En ce qui concerne la Polynésie, les petits fonctionnaires ont les affiches, les ministres ont les
avions du Glam.
Quant au but réel du Pôle emploi, Guiselin est très clair : « Éviter le mot « radiations ». Parler
plutôt de désinscriptions, ça sonne moins négatif. » Il commente : « Lors de notre formation,
nous avons été briefés. Et les consignes sont assez claires : il faut radier, mais en douce. Une
bonne antenne de Pôle emploi, pour la direction, c’est une antenne qui radie, qui élague, qui
coupe à la hache. Entre nous, nous nous surnommons les radiateurs. Plus le taux de radiation
sera élevé, meilleure sera la réputation de l’agence. Pour éviter les états d’âme, l’agent ne radie
pas personnellement. Pas bourreau, juste assistant. Il met en place les démarches qui peuvent
entraîner une radiation. Comment ? En multipliant les mesures radiogènes. La panoplie à
disposition est variée. On peut convoquer davantage en espérant que le demandeur ne viendra
pas, et paf : avis de radiation ; lui proposer plus d’offres d’emploi, de préférence hors champ de
compétence ou d’intérêt de façon à ce qu’il les refuse, et vlan : avis de radiation. »

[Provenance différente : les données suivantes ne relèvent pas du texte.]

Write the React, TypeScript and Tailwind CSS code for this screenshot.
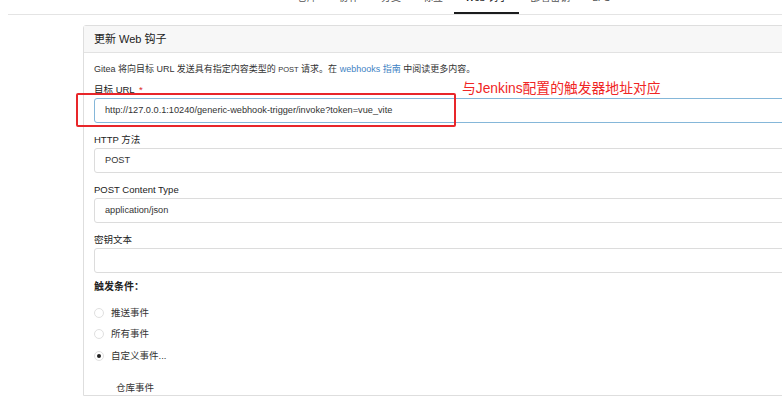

Comme toujours, de même que les premiers prisonniers d’une prison sont ses gardiens, les
agents du Pôle emploi sont les premières victimes du système : « Fliqués, les agents le sont
aussi, tous les mois, par la direction locale. Chaque fois on me repose les mêmes questions :
ai-je bien convoqué mes 200 clients ? Pourquoi ai-je pris du retard ? L’objectif est d’abord
quantitatif. Le qualitatif est en option. Le pire est que ce flicage en amène un autre, encore plus
pervers : celui qui s’exerce entre collègues. Car le respect scrupuleux de la politique maison
entre en ligne de compte pour le calcul des primes collectives attribuées aux conseillers d’une
agence. Personne n’emploiera le terme de prime à la radiation, pas de gros mots surtout, mais
nous savons tous que les mesures que nous mettons en place peuvent se traduire par des
radiations. Et nous savons que c’est la bonne application de ces mesures qui détermine le
montant de la prime. » Heureusement, les agents font aussi de la résistance. Guiselin décrit
bien des actes par lesquels les agents tentent d’aider au mieux les chômeurs à échapper aux
conséquences du presse-citron géant appelé Pôle emploi.
Il décrit aussi ce que les chômeurs doivent faire pour se justifier : « Le jeune homme s’approche
de mon bureau. Sa main gauche tient une feuille. La droite, tendue devant lui, paume vers le
ciel, lui donne l’air de quêter. Il plaque son papier sur ma table et, de son autre main, laisse
délicatement glisser deux dents. Des molaires pour être tout à fait précis. « On m’a arraché ça !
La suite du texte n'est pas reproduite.